30 persen pengungsi bencana gempa, tsunami dan likuefaksi di Kota Palu masih tinggal dan hidup di selter-selter pengungsian.

Palu, Aktual.com – Lembaga Swadaya Masyarakat (LSM) Yayasan Sikola Mombine menilai masih banyak masalah dalam penanganan setelah setahun gempa disertai likuefaksi di Kabupaten Sigi, Sulawesi Tengah.

“Pasca-penanganan satu tahun bencana di Kabupaten Sigi, berbagai upaya telah dilakukan oleh pemerintah sejak masa penanganan darurat bencana, masa transisi dan hingga masa rehabilitasi dan rekonstruksi. Namun dalam penanganan selama satu tahun pascabencana, masih terdapat banyak persoalan yang timbul di masyarakat dikarenakan proses penanganannya yang bersifat ‘top-down’, kurang melibatkan partisipasi masyarakat dan kelompok rentan, akses informasi yang tidak meluas dan menjangkau terhadap para penyintas,” kata Eka Putri Delianti, pengurus Yayasan Sikola Mombine, di Palu, Ahad (6/10).

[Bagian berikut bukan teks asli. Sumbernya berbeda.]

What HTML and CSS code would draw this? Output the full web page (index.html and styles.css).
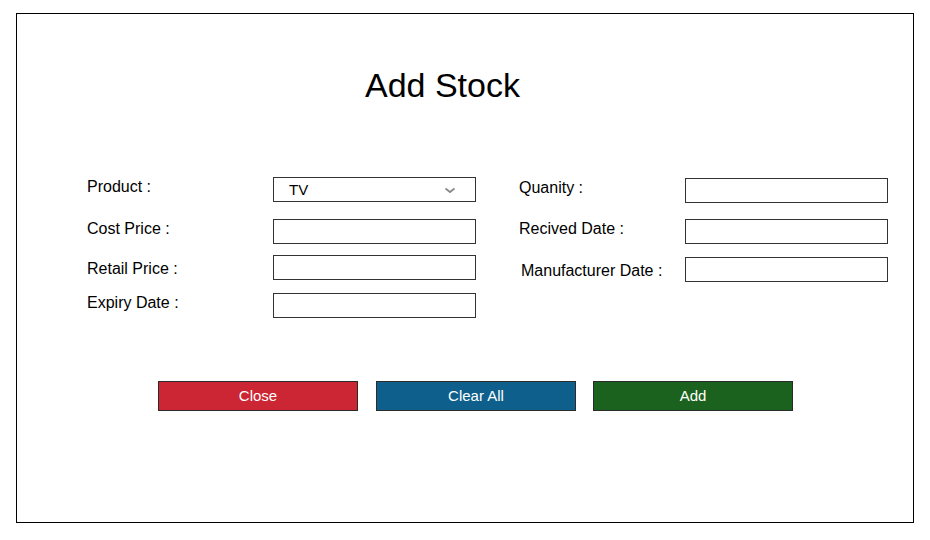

Ia menguraikan masalah penanganan pascabencana yang “top-down” yang sering terjadi, seperti pembangunan huntara yang tidak ramah perempuan, anak dan kelompok rentan lainnya, persoalan listrik dan air, persoalan dana santunan korban jiwa, jaminan hidup, dana stimulan, masalah terkait kekerasan seksual yang dialami oleh perempuan dan anak, terlebih lagi masalah pemulihan ekonomi.

Yayasan Sikola Mombine atas dukungan kemitraan untuk tata kelola pemerintahan yang baik, berinisiatif untuk melakukan penyatuan langkah lewat diskusi bersama Pemerintah Kabupaten Sigi, guna membahas persoalan-persoalan yang ada setelah satu tahun bencana.

“Dalam kegiatan, Yayasan Sikola Mombine mengikutsertakan perempuan ‘vocal point’ yang ada di Desa Beka dan Desa Lolu, guna menyelesaikan persoalan yang terjadi di huntara tempat tinggal mereka. Melalui diskusi bersama Pemerintah Kabupaten Sigi ini, terjalin kerja sama antarpemerintah dan Yayasan Sikola Mombine untuk sama-sama saling mendukung melalui program yang akan dilakukan ke depannya,” katanya.